Fachin incluiu na sua decisão uma batelada de habeas corpus, inclusive o que trata da suspeição. Parece-me arbitrário que o relator decida tornar sem efeito um habeas corpus que já está em curso, mudando seu foro e, o que é mais especioso, o seu objeto.

Uma ação de suspeição é coisa bem mais séria do que a questão da competência do juiz, ainda que, convenham, a decisão de Fachin carregue algo de humilhação para os tribunais que endossaram a sentença daquele que, segundo o relator do petrolão no Supremo, nem juiz era.

O problema da competência é, sim, sério, mas se examina com menos profundidade o papel deletério — ou não — de um então juiz que, entendo, atuou no comando da acusação.
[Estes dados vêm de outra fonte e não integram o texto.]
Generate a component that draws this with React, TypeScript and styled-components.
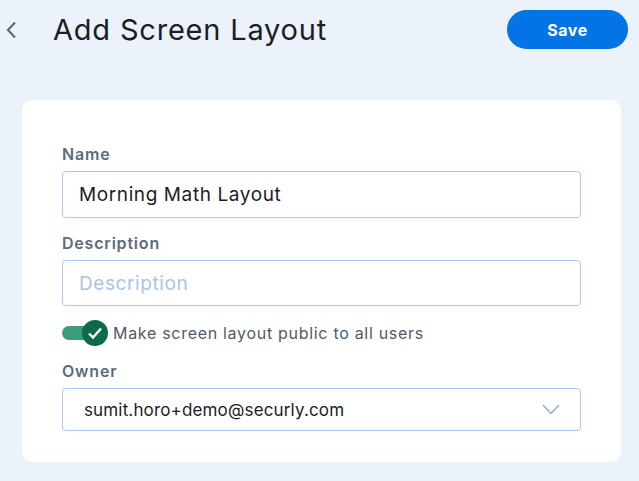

A suspeição é algo bem mais grave e requer que se coloquem em primeiro plano direitos fundamentais que um juiz parcial pode agredir.

Mais: a votação da suspeição requer também que se faça um exame vertical do trabalho do juiz da causa. É evidente que considero Moro mais do que suspeito. E antes mesmo que viessem à luz as reportagens da Vaza Jato e o conteúdo da Spoofing.

EFEITO EXTENSIVO
Se a votação acontecer em algum momento antes de o pleno se debruçar sobre a decisão de Fachin e se Moro for considerado suspeito, a questão não poderá se restringir ao caso do Tríplex. A outra ação penal de que ele participou -- a do sítio --, aceitando a denúncia e realizando a instrução, também está comprometida.

Já considerei algumas vezes que não se poderia conceder, de ofício, efeito extensivo ao habeas corpus que trata da questão do triplex, de modo que a decisão valesse também para o caso do sítio. Mas reconsidero.

UM VOTO DE TEORI ZAVASCKI
A jurisprudência no Supremo reconhece a extensão, de ofício, de habeas corpus. Em abril de 2015, Teori Zavascki, então relator do petrolão, concedeu habeas corpus ao empreiteiro Ricardo Pessoa, dono da UTC. O ministro considerou, então, que apenas indícios de existência de crime não poderiam embasar prisão preventiva, como havia decretado Moro.

E, de ofício, Zavascki estendeu o efeito do habeas corpus a outros empresários presos preventivamente: Sérgio Cunha Mendes, vice-presidente da Mendes Júnior; Gerson de Mello Almada, vice-presidente da Engevix; Erton Medeiros Fonseca, diretor da Galvão Engenharia; e João Ricardo Auler, presidente do conselho de administração da Camargo Corrêa.

Assim, acho que não só a Segunda Turma pode votar a suspeição como pode, de acordo com jurisprudência da Casa, estender, de ofício, seus efeitos à ação penal do sítio. Afinal, se Moro era suspeito num caso, por que não seria no outro? As ações penais são distintas, mas o juiz suspeito e o réu vítima dessa suspeição são os mesmos. No caso em que atuou Teori, os efeitos do HC de um preso foram estendidos a outros.

Isso tudo, claro!, na hipótese de que a suspeição no caso do tríplex seja mesmo declarada.

Se isso acontecer, as condenações de Lula estarão anuladas. E o pleno vai examinar a decisão de Fachin sobre os outros habeas corpus.

Vamos ver o que vai decidir a Segunda Turma, composta por Gilmar Mendes (presidente), Cármen Lúcia, Ricardo Lewandowski, Edson Fachin e Nunes Marques.